------ Source data
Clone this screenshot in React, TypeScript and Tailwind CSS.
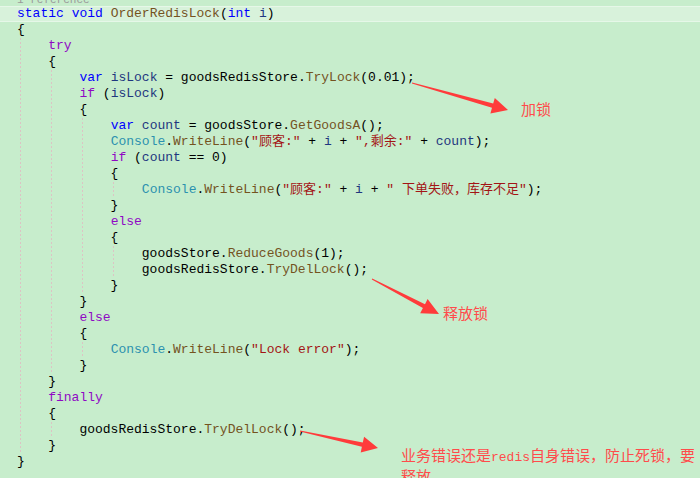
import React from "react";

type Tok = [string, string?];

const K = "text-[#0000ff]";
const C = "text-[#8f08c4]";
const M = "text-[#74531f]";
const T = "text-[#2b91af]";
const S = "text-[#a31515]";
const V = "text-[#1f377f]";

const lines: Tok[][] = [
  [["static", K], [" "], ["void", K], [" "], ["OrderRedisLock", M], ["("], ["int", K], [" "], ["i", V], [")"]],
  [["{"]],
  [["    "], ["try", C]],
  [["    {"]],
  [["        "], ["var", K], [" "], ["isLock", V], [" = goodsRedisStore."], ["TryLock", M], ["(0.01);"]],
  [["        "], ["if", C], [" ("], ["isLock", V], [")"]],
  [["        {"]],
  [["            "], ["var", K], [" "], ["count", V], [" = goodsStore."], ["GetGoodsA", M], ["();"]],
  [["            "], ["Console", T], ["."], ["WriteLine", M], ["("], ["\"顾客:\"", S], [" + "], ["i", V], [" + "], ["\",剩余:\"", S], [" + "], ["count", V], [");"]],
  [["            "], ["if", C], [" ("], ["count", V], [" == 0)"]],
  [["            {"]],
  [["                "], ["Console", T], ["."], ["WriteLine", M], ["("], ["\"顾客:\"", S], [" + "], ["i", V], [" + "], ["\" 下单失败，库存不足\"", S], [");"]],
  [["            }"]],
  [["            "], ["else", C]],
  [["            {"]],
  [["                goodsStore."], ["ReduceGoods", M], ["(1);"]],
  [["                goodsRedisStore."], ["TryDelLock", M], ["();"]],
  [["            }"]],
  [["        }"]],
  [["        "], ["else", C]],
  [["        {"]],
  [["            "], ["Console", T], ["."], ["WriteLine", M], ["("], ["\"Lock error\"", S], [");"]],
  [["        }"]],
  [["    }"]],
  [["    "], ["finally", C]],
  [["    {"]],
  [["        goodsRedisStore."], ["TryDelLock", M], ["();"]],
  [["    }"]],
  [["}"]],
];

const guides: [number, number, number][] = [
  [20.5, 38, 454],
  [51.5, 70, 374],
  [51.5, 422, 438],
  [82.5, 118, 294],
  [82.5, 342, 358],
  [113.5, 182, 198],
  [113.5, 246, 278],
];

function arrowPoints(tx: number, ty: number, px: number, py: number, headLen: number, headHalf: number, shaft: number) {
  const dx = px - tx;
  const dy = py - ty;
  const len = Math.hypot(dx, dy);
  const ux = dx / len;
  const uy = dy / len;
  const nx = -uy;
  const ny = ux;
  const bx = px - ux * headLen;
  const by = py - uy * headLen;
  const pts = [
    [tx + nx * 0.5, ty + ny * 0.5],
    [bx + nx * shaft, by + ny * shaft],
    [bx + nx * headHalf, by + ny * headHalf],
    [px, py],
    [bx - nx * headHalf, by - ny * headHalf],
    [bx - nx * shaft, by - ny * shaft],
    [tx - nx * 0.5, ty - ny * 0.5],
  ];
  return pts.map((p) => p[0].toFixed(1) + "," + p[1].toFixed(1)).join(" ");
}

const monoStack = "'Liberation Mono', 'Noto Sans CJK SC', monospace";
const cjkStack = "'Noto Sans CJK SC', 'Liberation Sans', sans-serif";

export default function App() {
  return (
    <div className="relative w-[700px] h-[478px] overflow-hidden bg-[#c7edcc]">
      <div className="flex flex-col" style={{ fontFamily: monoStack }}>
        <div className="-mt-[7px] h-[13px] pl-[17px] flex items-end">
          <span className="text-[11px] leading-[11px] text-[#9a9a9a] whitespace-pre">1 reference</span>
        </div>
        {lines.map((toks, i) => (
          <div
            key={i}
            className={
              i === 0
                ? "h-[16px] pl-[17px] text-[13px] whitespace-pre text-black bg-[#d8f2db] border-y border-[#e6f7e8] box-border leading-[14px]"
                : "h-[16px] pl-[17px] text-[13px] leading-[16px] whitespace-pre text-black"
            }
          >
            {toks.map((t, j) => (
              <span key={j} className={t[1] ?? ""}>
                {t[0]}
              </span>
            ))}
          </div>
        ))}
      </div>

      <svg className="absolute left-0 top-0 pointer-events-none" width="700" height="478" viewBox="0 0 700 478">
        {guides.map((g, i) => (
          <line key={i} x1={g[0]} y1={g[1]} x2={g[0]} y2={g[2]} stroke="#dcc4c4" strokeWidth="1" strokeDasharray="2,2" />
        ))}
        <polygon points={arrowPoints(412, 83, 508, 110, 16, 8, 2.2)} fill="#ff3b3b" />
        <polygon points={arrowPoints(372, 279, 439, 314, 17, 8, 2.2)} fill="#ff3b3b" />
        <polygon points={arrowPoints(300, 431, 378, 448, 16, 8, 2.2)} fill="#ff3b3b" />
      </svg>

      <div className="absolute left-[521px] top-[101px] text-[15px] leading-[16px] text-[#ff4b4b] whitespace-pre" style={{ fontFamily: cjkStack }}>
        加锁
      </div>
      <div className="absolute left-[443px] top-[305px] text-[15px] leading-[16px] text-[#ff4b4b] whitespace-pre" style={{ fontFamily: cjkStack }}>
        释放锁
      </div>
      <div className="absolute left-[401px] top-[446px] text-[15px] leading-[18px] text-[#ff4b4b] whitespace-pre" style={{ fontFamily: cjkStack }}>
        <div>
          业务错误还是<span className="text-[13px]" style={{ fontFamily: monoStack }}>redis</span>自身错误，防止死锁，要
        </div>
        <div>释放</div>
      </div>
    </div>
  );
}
------------
Return all the lines that contain the string "React".

Clone this screenshot in React, TypeScript and Tailwind CSS.
import React from "react";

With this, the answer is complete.